GIOCARE A COMPORTARSI BENE

Gestire una classe è un problema sempre più serio: punizioni e provvedimenti disciplinari sono sempre meno tollerati; eppure, la disciplina in classe è necessaria. Cosa possiamo fare? Proviamo con la disciplina positiva, attraverso un gioco: il GBG!

Negli Stati Uniti, dal 1967, anno in cui è stato introdotto, ad oggi, questo gioco è stato oggetto di oltre 60 diverse pubblicazioni scientifiche ed è considerato un modello d’eccellenza per gestire al meglio la classe.

LE REGOLE DEL GIOCO

Ma come funziona questo Good Behaviour Game (GBG)? Scopriamolo insieme, in quattro passaggi:

  1. Come prima cosa, bisogna stabilire le regole di classe: possono essere suggerite dall’insegnante o stabilite collegialmente, insieme a tutti i ragazzi. Gli studenti della classe vengono poi divisi in piccoli gruppi, di 2-5 elementi.
  2. L’obiettivo del gioco è semplicissimo: comportarsi bene. Ciascun team riceverà un punto negativo ogni volta che uno dei suoi membri infrangerà una delle regole stabilite. Alla fine del gioco, che può coincidere con la fine della lezione o di una parte della lezione, i team che avranno ricevuto meno di 4 punti negativi (o un altro numero stabilito dalle regole iniziali) riceverà un piccolo premio.
  3. Di fronte a uno studente che infrange le regole, l’insegnante deve sforzarsi di mantenere la calma e non intervenire, se non per riprendere la parola (e comunque senza rivolgere critiche o rimproveri ai team).
  4. Al termine del gioco, le squadre che avranno raggiunto il loro obiettivo, potranno scegliere un premio; alcuni esempi potrebbero essere: sedersi vicino ad una/un propria/o amica/o durante la lezione del giorno dopo, oppure non ricevere compiti da svolgere a casa

PRO E CONTRO DEL “GOOD BEHAVIOUR GAME”

Seguendo un approccio “evidence-based” il gioco funziona: innumerevoli studi scientifici ne hanno comprovato l’efficacia nel rendere la classe più attenta, ricettiva e gestibile; vi sono anche studi che mettono in correlazione il GBG con la riduzione di comportamenti antisociali e dell’abuso di alcol e sostanze stupefacenti in età adolescenziale.

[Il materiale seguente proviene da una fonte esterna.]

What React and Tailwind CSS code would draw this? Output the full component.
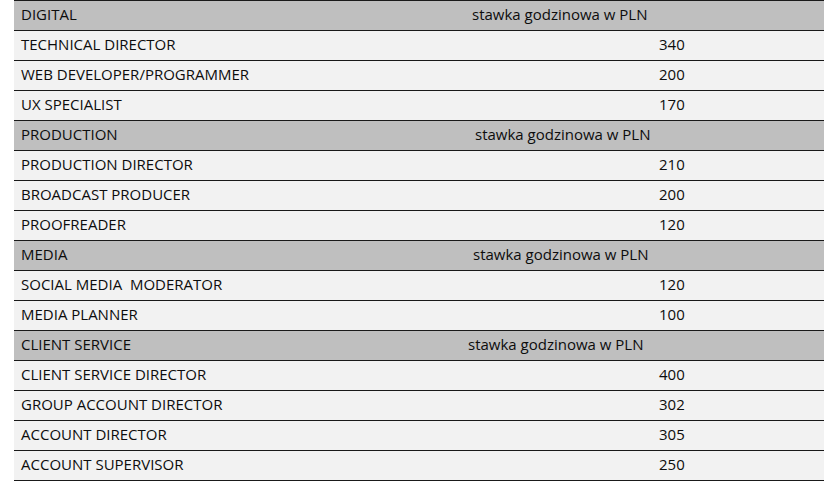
const sections = [
  {
    title: "DIGITAL",
    headerPad: "pl-[458px]",
    rows: [
      ["TECHNICAL DIRECTOR", "340"],
      ["WEB DEVELOPER/PROGRAMMER", "200"],
      ["UX SPECIALIST", "170"],
    ],
  },
  {
    title: "PRODUCTION",
    headerPad: "pl-[461px]",
    rows: [
      ["PRODUCTION DIRECTOR", "210"],
      ["BROADCAST PRODUCER", "200"],
      ["PROOFREADER", "120"],
    ],
  },
  {
    title: "MEDIA",
    headerPad: "pl-[459px]",
    rows: [
      ["SOCIAL MEDIA\u00a0 MODERATOR", "120"],
      ["MEDIA PLANNER", "100"],
    ],
  },
  {
    title: "CLIENT SERVICE",
    headerPad: "pl-[454px]",
    rows: [
      ["CLIENT SERVICE DIRECTOR", "400"],
      ["GROUP ACCOUNT DIRECTOR", "302"],
      ["ACCOUNT DIRECTOR", "305"],
      ["ACCOUNT SUPERVISOR", "250"],
    ],
  },
];

export default function App() {
  return (
    <div className="w-[833px] h-[496px] bg-white pl-[14px] font-['Open_Sans',sans-serif] text-[15px] text-[#0d0d0d]">
      <div className="w-[810px] border-t border-[#1a1a1a]">
        {sections.map((s) => (
          <div key={s.title}>
            {/* section header */}
            <div className="relative h-[30px] pb-[2px] bg-[#bfbfbf] border-b border-[#1a1a1a] flex items-center">
              <span className="absolute left-[7px]">{s.title}</span>
              <span className={s.headerPad}>stawka godzinowa w PLN</span>
            </div>
            {s.rows.map(([name, rate]) => (
              <div
                key={name}
                className="h-[30px] pb-[2px] bg-[#f2f2f2] border-b border-[#1a1a1a] flex items-center"
              >
                <span className="w-[645px] pl-[7px]">{name}</span>
                <span>{rate}</span>
              </div>
            ))}
          </div>
        ))}
      </div>
    </div>
  );
}
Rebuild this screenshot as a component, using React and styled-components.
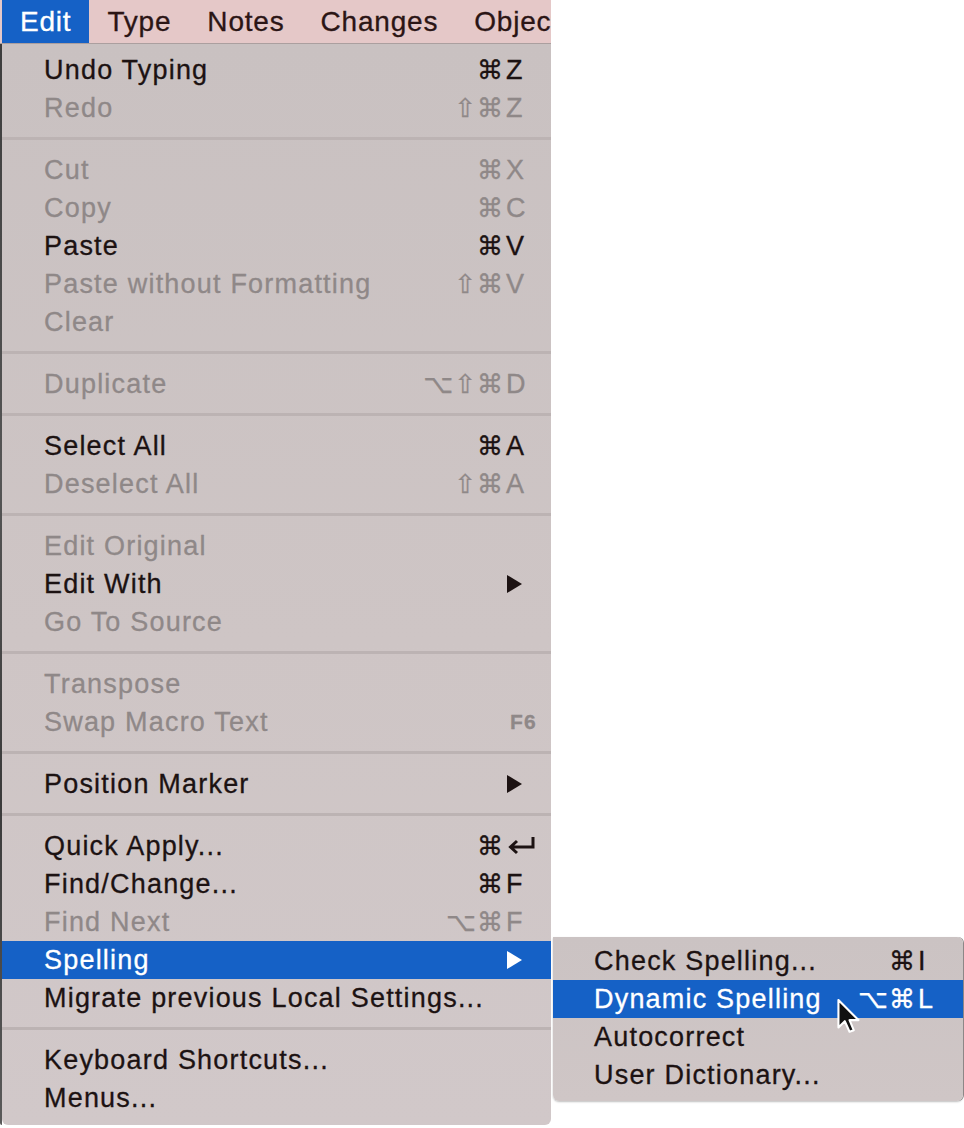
import React from 'react';
import styled, { createGlobalStyle } from 'styled-components';

const GlobalStyle = createGlobalStyle`
  html, body {
    margin: 0;
    padding: 0;
    background: #ffffff;
  }
  body {
    font-family: "Liberation Sans", Arial, sans-serif;
    -webkit-font-smoothing: antialiased;
  }
`;

const Screen = styled.div`
  width: 964px;
  height: 1128px;
  overflow: hidden;
  display: flex;
  flex-direction: column;
  align-items: flex-start;
`;

const MenuBar = styled.div`
  width: 549px;
  height: 43px;
  padding-left: 2px;
  display: flex;
  align-items: stretch;
  background: #e5c8c8;
  border-bottom: 1px solid #ab9f9f;
  overflow: hidden;
`;

const BarTitle = styled.div`
  display: flex;
  align-items: center;
  padding: 0 18px;
  font-size: 28px;
  letter-spacing: 0.8px;
  white-space: nowrap;
  -webkit-text-stroke: 0.3px currentColor;
  color: ${p => (p.$open ? '#ffffff' : '#2b1515')};
  background: ${p => (p.$open ? '#1561c6' : 'transparent')};
`;

const Body = styled.div`
  display: flex;
  align-items: stretch;
`;

/* sliver of the dark window sitting behind the menu */
const BackEdge = styled.div`
  width: 2px;
  height: 1081px;
  background: linear-gradient(#3d3d3d, #555 40%, #3a3a3a 70%, #5a5a5a);
  border-bottom-left-radius: 2px;
`;

const Dropdown = styled.div`
  position: relative;
  width: 549px;
  padding: 7px 0 8px;
  background: linear-gradient(#c9c1c1, #cec5c5 55%, #d1c8c9);
  border-radius: 0 0 6px 6px;
`;

const Row = styled.div`
  position: relative;
  height: 38px;
  display: flex;
  align-items: center;
  padding-left: ${p => p.$indent}px;
  padding-right: 12px;
  font-size: 27px;
  letter-spacing: 1.2px;
  white-space: nowrap;
  -webkit-text-stroke: 0.3px currentColor;
  color: ${p => (p.$active ? '#ffffff' : p.$disabled ? '#8f8888' : '#1c1212')};
  background: ${p => (p.$active ? '#1561c6' : 'transparent')};
`;

const Label = styled.span`
  flex: 1;
`;

const Mods = styled.span`
  font-family: "DejaVu Sans", sans-serif;
  font-size: 26px;
  letter-spacing: 1px;
  margin-right: 2px;
  -webkit-text-stroke: 0.3px currentColor;
`;

const Key = styled.span`
  width: 33px;
  display: flex;
  align-items: center;
  font-size: ${p => (p.$fkey ? '21px' : '27px')};
  font-weight: ${p => (p.$fkey ? 700 : 400)};
  padding-left: ${p => (p.$fkey ? 4 : 0)}px;
  box-sizing: border-box;
`;

const Separator = styled.div`
  height: 3px;
  margin: 10px 0 11px;
  background: #bcb3b3;
`;

const Submenu = styled.div`
  position: absolute;
  top: -4px;
  left: calc(100% + 2px);
  width: 410px;
  padding: 5px 0 7px;
  background: linear-gradient(#cbc3c3, #cfc6c6);
  border-radius: 0 6px 6px 6px;
  box-shadow: 1px 0 0 #8d8787, 0 1px 2px rgba(0, 0, 0, 0.25);
`;

const Pointer = styled.svg`
  position: absolute;
  left: 283px;
  top: 62px;
  pointer-events: none;
`;

const Arrow = () => (
  <Key>
    <svg width="17" height="18" viewBox="0 0 17 18">
      <path d="M1 0 L16 9 L1 18 Z" fill="currentColor" />
    </svg>
  </Key>
);

const ReturnKey = () => (
  <svg width="31" height="22" viewBox="0 0 31 22">
    <path
      d="M27 2 V12 H5 M11 6 L4.5 12 L11 18"
      fill="none"
      stroke="currentColor"
      strokeWidth="3"
      strokeLinejoin="miter"
    />
  </svg>
);

const spellingItems = [
  { label: 'Check Spelling...', mods: '⌘', key: 'I' },
  { label: 'Dynamic Spelling', mods: '⌥⌘', key: 'L', active: true },
  { label: 'Autocorrect' },
  { label: 'User Dictionary...' },
];

const editItems = [
  { label: 'Undo Typing', mods: '⌘', key: 'Z' },
  { label: 'Redo', mods: '⇧⌘', key: 'Z', disabled: true },
  'sep',
  { label: 'Cut', mods: '⌘', key: 'X', disabled: true },
  { label: 'Copy', mods: '⌘', key: 'C', disabled: true },
  { label: 'Paste', mods: '⌘', key: 'V' },
  { label: 'Paste without Formatting', mods: '⇧⌘', key: 'V', disabled: true },
  { label: 'Clear', disabled: true },
  'sep',
  { label: 'Duplicate', mods: '⌥⇧⌘', key: 'D', disabled: true },
  'sep',
  { label: 'Select All', mods: '⌘', key: 'A' },
  { label: 'Deselect All', mods: '⇧⌘', key: 'A', disabled: true },
  'sep',
  { label: 'Edit Original', disabled: true },
  { label: 'Edit With', submenu: true },
  { label: 'Go To Source', disabled: true },
  'sep',
  { label: 'Transpose', disabled: true },
  { label: 'Swap Macro Text', fkey: 'F6', disabled: true },
  'sep',
  { label: 'Position Marker', submenu: true },
  'sep',
  { label: 'Quick Apply...', mods: '⌘', key: 'return' },
  { label: 'Find/Change...', mods: '⌘', key: 'F' },
  { label: 'Find Next', mods: '⌥⌘', key: 'F', disabled: true },
  { label: 'Spelling', submenu: spellingItems, active: true },
  { label: 'Migrate previous Local Settings...' },
  'sep',
  { label: 'Keyboard Shortcuts...' },
  { label: 'Menus...' },
];

const Shortcut = ({ item }) => {
  if (item.submenu) return <Arrow />;
  if (item.fkey) return <Key $fkey>{item.fkey}</Key>;
  if (!item.key) return null;
  return (
    <>
      <Mods>{item.mods}</Mods>
      <Key>{item.key === 'return' ? <ReturnKey /> : item.key}</Key>
    </>
  );
};

const MenuItem = ({ item, indent }) => (
  <Row $indent={indent} $disabled={item.disabled} $active={item.active}>
    <Label>{item.label}</Label>
    <Shortcut item={item} />
    {Array.isArray(item.submenu) && (
      <Submenu>
        {item.submenu.map(sub => (
          <MenuItem key={sub.label} item={sub} indent={41} />
        ))}
        <Pointer width="26" height="38" viewBox="0 0 24 36">
          <path
            d="M2 1 L2 27 L8 21 L12.5 31 L16.5 29.5 L12.5 20 L21 20 Z"
            fill="#111"
            stroke="#fff"
            strokeWidth="2"
            strokeLinejoin="round"
          />
        </Pointer>
      </Submenu>
    )}
  </Row>
);

export default function App() {
  return (
    <Screen>
      <GlobalStyle />
      <MenuBar>
        <BarTitle $open>Edit</BarTitle>
        <BarTitle>Type</BarTitle>
        <BarTitle>Notes</BarTitle>
        <BarTitle>Changes</BarTitle>
        <BarTitle>Object</BarTitle>
      </MenuBar>
      <Body>
        <BackEdge />
        <Dropdown>
          {editItems.map((item, i) =>
            item === 'sep' ? (
              <Separator key={'sep' + i} />
            ) : (
              <MenuItem key={item.label} item={item} indent={42} />
            )
          )}
        </Dropdown>
      </Body>
    </Screen>
  );
}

Perché il gioco funziona da un punto di vista pedagogico? Ecco le sue principali potenzialità:

  • Non è competitivo: ciascun team potenzialmente può vincere; in questo modo, il clima della classe non è turbato ed anzi, si rafforza il senso di squadra
  • Favorisce un approccio globale e sociale ai problemi comportamentali; ciascuno studente è chiamato in causa come attore protagonista, non è possibile tirarsi indietro (il gioco perfetto per gli italiani!); in questo modo si sviluppa un senso di responsabilità sociale particolarmente utile nella prevenzione di fenomeni quali il bullismo e l’isolamento sociale
  • Evita di ricorrere a punizioni e ad altri strumenti disciplinari, preferendo un confronto tra pari; rispetto alla “melassa” buonista di cui parla lo psichiatra Paolo Crepet, però, offre ai ragazzi un modo per sperimentare concretamente le conseguenze del proprio comportamento

Quali critiche si potrebbero muovere al gioco? Sostanzialmente, due:

  • Porta a credere che comportarsi bene significhi seguire le regole stabilite da un’autorità
  • Associa il comportarsi bene ad un premio e non al senso morale di ciascuno

La prima critica, in verità, può essere risolta stabilendo le regole in modo collegiale, studenti e insegnante insieme. Uno dei massimi teorici di questo gioco, Denis Embry, addirittura, ritiene che questa modalità di definizione delle regole renda il gioco più efficace.

La seconda parte dal presupposto che il bambino non debba essere guidato ed educato nell’acquisizione di un senso morale. Si tratta di un principio che, ad oggi, nessuno ha dimostrato in modo efficace e condiviso (ci sono invece numerose evidenze contrarie a tale principio, da Piaget in poi).